Requires Graduate standing and consent of instr. 3 cr. (McClure | Mon. 4:15 – 6:15 | L170)
AH 801 Historiography, Theory, and Methods in Visual Cultures.
Prepares student for graduate work in the transdisciplinary study of Visual Cultures by building on the knowledge, theories, and methods that are fundamental to the discipline. It will develop skills in critical reading, research, analysis, writing, and oral presentation. Requires Graduate standing and consent of instr. 3 cr. (Casid | Tues. 4:00 – 6:00 | L170)
AH835 Seminar in Northern European Art. Early Modern Media: Hurry up and Slow Down.
At the end of the fifteenth century, the world was speeding up. Prints were rapidly making available new kinds of visual experiences at a purchasable price: occasions for devotional encounters, markers of scientific data, portraits substituting for real presence, and templates for designs. In the midst of these new combinations of images and texts, another novelty in the history of communication appeared: the news. Never before had a technology been so successful at synchronizing the arrival of recent information with reception in various geographic locals.

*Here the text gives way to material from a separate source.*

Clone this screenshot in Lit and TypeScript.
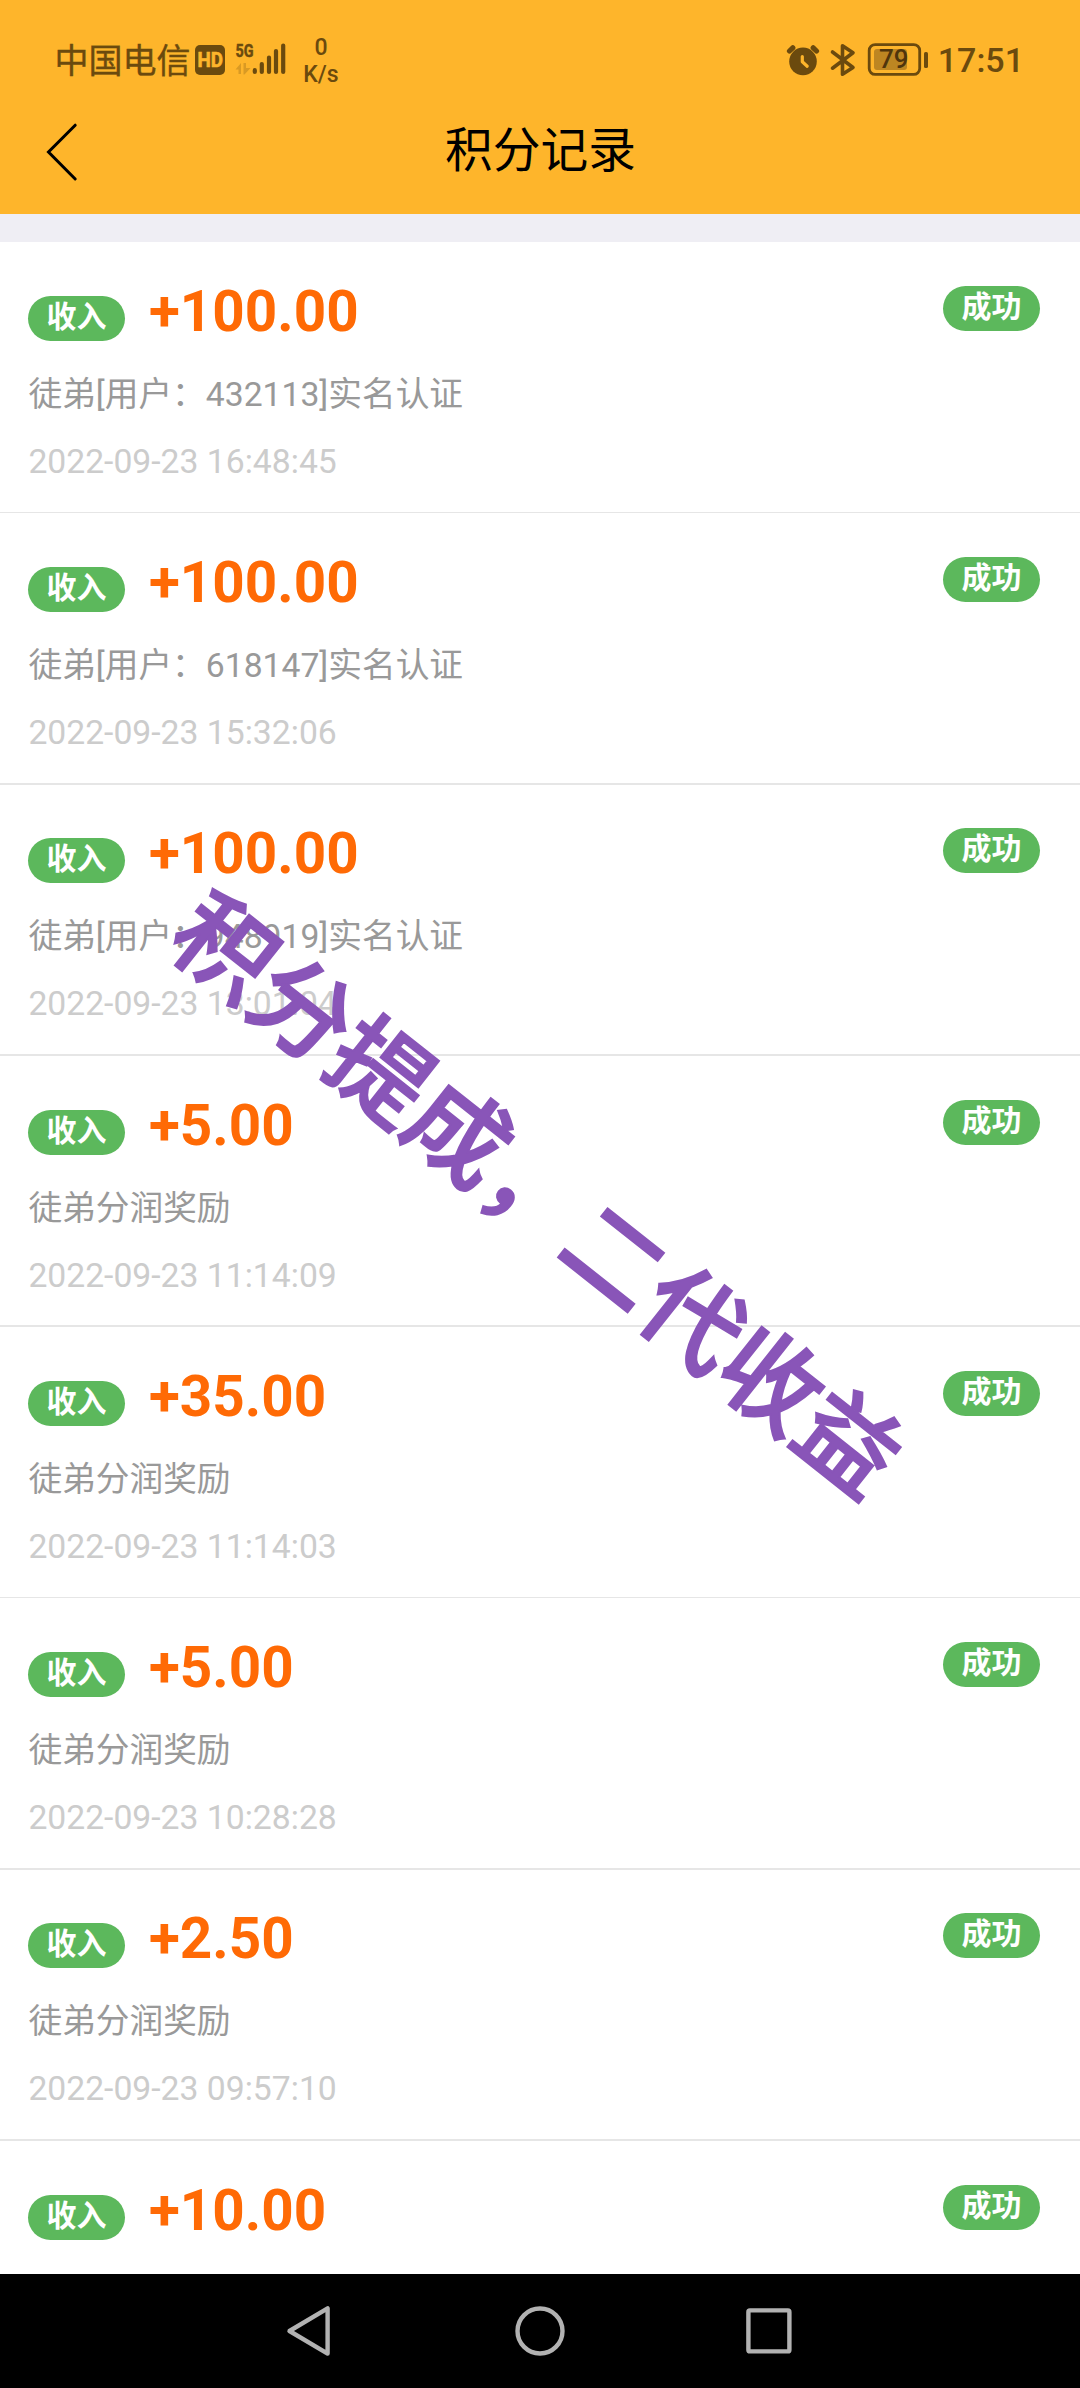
import { LitElement, html, css, nothing } from "lit";
import { customElement, property } from "lit/decorators.js";

interface PointRecord {
  amount: string;
  note?: string;
  time?: string;
}

const RECORDS: PointRecord[] = [
  { amount: "+100.00", note: "徒弟[用户：432113]实名认证", time: "2022-09-23 16:48:45" },
  { amount: "+100.00", note: "徒弟[用户：618147]实名认证", time: "2022-09-23 15:32:06" },
  { amount: "+100.00", note: "徒弟[用户：948919]实名认证", time: "2022-09-23 13:01:04" },
  { amount: "+5.00", note: "徒弟分润奖励", time: "2022-09-23 11:14:09" },
  { amount: "+35.00", note: "徒弟分润奖励", time: "2022-09-23 11:14:03" },
  { amount: "+5.00", note: "徒弟分润奖励", time: "2022-09-23 10:28:28" },
  { amount: "+2.50", note: "徒弟分润奖励", time: "2022-09-23 09:57:10" },
  { amount: "+10.00" },
];

@customElement("status-bar")
export class StatusBar extends LitElement {
  static styles = css`
    :host {
      display: flex;
      justify-content: space-between;
      height: 120px;
      padding: 0 56px 0 54.5px;
      box-sizing: border-box;
      color: #6b4a0e;
      font-family: Roboto, "Noto Sans CJK SC", sans-serif;
    }
    .side {
      display: flex;
      align-items: center;
      height: 120px;
    }
    .carrier {
      font-size: 34px;
      line-height: 40px;
      width: 140.5px;
      padding-top: 2px;
      white-space: nowrap;
      -webkit-text-stroke: 0.4px #6b4a0e;
    }
    .speed {
      display: flex;
      flex-direction: column;
      align-items: center;
      width: 40px;
      margin-left: 11px;
      padding-top: 1px;
      font-size: 23px;
      line-height: 27px;
      font-weight: 500;
    }
    .clock {
      margin-left: 9px;
      font-size: 34px;
      line-height: 40px;
      font-weight: 500;
      white-space: nowrap;
    }
    svg {
      display: block;
      flex: none;
    }
    .hd-text {
      font: 700 20px Roboto, sans-serif;
      stroke: #feb52b;
      stroke-width: 0.6px;
    }
    .net-text {
      font: 700 19px Roboto, sans-serif;
      stroke: #6b4a0e;
      stroke-width: 0.5px;
    }
    .bat-text { font: 500 25px Roboto, sans-serif; }
  `;

  render() {
    return html`
      <div class="side">
        <span class="carrier">中国电信</span>
        <svg width="95" height="120" viewBox="195 0 95 120">
          <rect x="195" y="45" width="30" height="30" rx="5" fill="#6b4a0e" />
          <text class="hd-text" x="197.5" y="67" textLength="25.5" lengthAdjust="spacingAndGlyphs" fill="#feb52b">HD</text>
          <text class="net-text" x="235.5" y="57" textLength="18" lengthAdjust="spacingAndGlyphs" fill="#6b4a0e">5G</text>
          <path d="M235.5 69.5 L241 63 V74 H238.5 V69.5Z M243.5 63 H246 V68 H250.5 L244.5 74.5 H243.5Z" fill="#d99a24" />
          <g stroke="#6b4a0e" stroke-width="4.2" stroke-linecap="round">
            <path d="M254.8 70.2V72M261.8 64V72M269 57.5V72M276 51V72M283.2 45.5V72" />
          </g>
        </svg>
        <div class="speed"><span>0</span><span>K/s</span></div>
      </div>
      <div class="side">
        <svg width="143" height="120" viewBox="786 0 143 120">
          <circle cx="803" cy="61.4" r="13.8" fill="#6b4a0e" />
          <path d="M789.5 51L792.8 47.8M816.5 51L813.2 47.8" stroke="#6b4a0e" stroke-width="5.2" stroke-linecap="round" />
          <path d="M802.3 56.5V61.8L807.2 66.2" fill="none" stroke="#feb52b" stroke-width="3.2" stroke-linecap="round" stroke-linejoin="round" />
          <path d="M832.5 52L853 67.5L842.5 74.2V45.8L853 52.7L832.5 68.2" fill="none" stroke="#6b4a0e" stroke-width="3.6" stroke-linecap="round" stroke-linejoin="round" />
          <rect x="869.2" y="44.6" width="50.5" height="29.8" rx="6" fill="none" stroke="#6b4a0e" stroke-width="2.8" />
          <rect x="874" y="49" width="33" height="21" rx="3" fill="#bd8622" />
          <rect x="924" y="52" width="4" height="16" rx="1.6" fill="#6b4a0e" />
          <text class="bat-text" x="879" y="68" textLength="29.5" lengthAdjust="spacingAndGlyphs" fill="#4f350c">79</text>
        </svg>
        <span class="clock">17:51</span>
      </div>
    `;
  }
}

@customElement("title-bar")
export class TitleBar extends LitElement {
  static styles = css`
    :host {
      display: grid;
      grid-template-columns: 120px 1fr 119px;
      align-items: center;
      height: 94px;
      color: #000;
      font-family: Roboto, "Noto Sans CJK SC", sans-serif;
    }
    .title {
      text-align: center;
      font-size: 47.7px;
      line-height: 60px;
      padding-bottom: 32px;
    }
    .back { display: block; }
  `;

  render() {
    return html`
      <svg class="back" width="120" height="94" viewBox="0 120 120 94">
        <path d="M75.2 125.2L48.5 152L75.2 179" fill="none" stroke="#000" stroke-width="3" stroke-linecap="round" />
      </svg>
      <div class="title">积分记录</div>
    `;
  }
}

@customElement("record-row")
export class RecordRow extends LitElement {
  @property({ attribute: false }) record!: PointRecord;

  static styles = css`
    :host {
      display: flex;
      justify-content: space-between;
      align-items: flex-start;
      box-sizing: border-box;
      padding: 0 40px 0 28px;
      background: #fff;
      font-family: Roboto, "Noto Sans CJK SC", sans-serif;
    }
    .headline {
      display: flex;
      align-items: flex-start;
    }
    .badge {
      width: 97px;
      height: 45px;
      border-radius: 23px;
      background: #5cb85c;
      color: #fff;
      font-size: 30px;
      line-height: 41px;
      font-weight: 700;
      text-align: center;
    }
    .kind { margin-top: 54px; }
    .state { margin-top: 44px; }
    .amount {
      margin: 36px 0 0 24px;
      font-size: 56.6px;
      line-height: 68px;
      font-weight: 700;
      color: #ff6a05;
    }
    .note, .time {
      padding-left: 0.4px;
      font-size: 33.7px;
      line-height: 40px;
      white-space: nowrap;
    }
    .note {
      margin-top: 29px;
      color: #999;
    }
    .time {
      margin-top: 27px;
      color: #ccc;
    }
  `;

  render() {
    const { amount, note, time } = this.record;
    return html`
      <div>
        <div class="headline">
          <span class="badge kind">收入</span>
          <span class="amount">${amount}</span>
        </div>
        ${note ? html`<div class="note">${note}</div>` : nothing}
        ${time ? html`<div class="time">${time}</div>` : nothing}
      </div>
      <span class="badge state">成功</span>
    `;
  }
}

@customElement("nav-bar")
export class NavBar extends LitElement {
  static styles = css`
    :host {
      display: grid;
      grid-template-columns: repeat(3, 229px);
      justify-content: center;
      justify-items: center;
      height: 114px;
      background: #000;
    }
    svg {
      display: block;
      fill: none;
      stroke: #b2b2b2;
      stroke-width: 4.4;
      stroke-linejoin: round;
    }
  `;

  render() {
    return html`
      <svg width="60" height="114" viewBox="281 2274 60 114"><path d="M289.5 2331L327.6 2308.4V2353.6Z" /></svg>
      <svg width="60" height="114" viewBox="510 2274 60 114"><circle cx="540" cy="2331" r="22.5" /></svg>
      <svg width="60" height="114" viewBox="739 2274 60 114"><rect x="748.4" y="2310.4" width="41" height="41" rx="1.5" /></svg>
    `;
  }
}

@customElement("app-root")
export class AppRoot extends LitElement {
  static styles = css`
    :host {
      display: flex;
      flex-direction: column;
      position: relative;
      width: 1080px;
      height: 2388px;
      overflow: hidden;
      background: #fff;
    }
    .header {
      flex: none;
      height: 214px;
      background: #feb52b;
    }
    .list {
      flex: 1;
      min-height: 0;
      overflow: hidden;
      border-top: 28px solid #efeef4;
    }
    .row {
      height: 271px;
      border-bottom: 2px solid #e6e6e6;
    }
    .row:nth-child(4n + 1) { border-bottom-width: 1px; }
    .row:nth-child(4n + 2) { height: 272px; }
    .row:nth-child(4n + 3) {
      margin-top: -1px;
      height: 272px;
    }
    .row:last-child {
      height: 133px;
      border-bottom: 0;
    }
    .row:nth-child(4n + 2) {
      position: relative;
      z-index: 1;
    }
    .watermark {
      position: absolute;
      z-index: 2;
      left: 541px;
      top: 1190px;
      transform: translate(-50%, -50%) rotate(38.4deg);
      font-family: "Noto Sans CJK SC", sans-serif;
      font-size: 99.5px;
      line-height: 120px;
      font-weight: 500;
      -webkit-text-stroke: 2px #8955b8;
      white-space: nowrap;
      color: #8955b8;
    }
  `;

  render() {
    return html`
      <div class="header">
        <status-bar></status-bar>
        <title-bar></title-bar>
      </div>
      <div class="list">
        ${RECORDS.map((r) => html`<record-row class="row" .record=${r}></record-row>`)}
      </div>
      <nav-bar></nav-bar>
      <div class="watermark">积分提成，二代收益</div>
    `;
  }
}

And yet, in the midst of the rapid and rampant production of reproducible visual data, another change to the art market emerged: drawings, once restricted in circulation to members of craft trade, now began to be collected as autonomous occasions for aesthetic delight.
Focusing our attention on works on paper (sketches, woodcuts, engravings, and printed books) produced in the period of 1470-1820 (from Martin Schongauer to Goya’s “Disasters of War”), this course will examine how the media revolution of print brought about social change, formulated new communities and publics, forged occasions for privacy and intimacy as never before, and mobilized changing conceptions of what constitutes a work of art.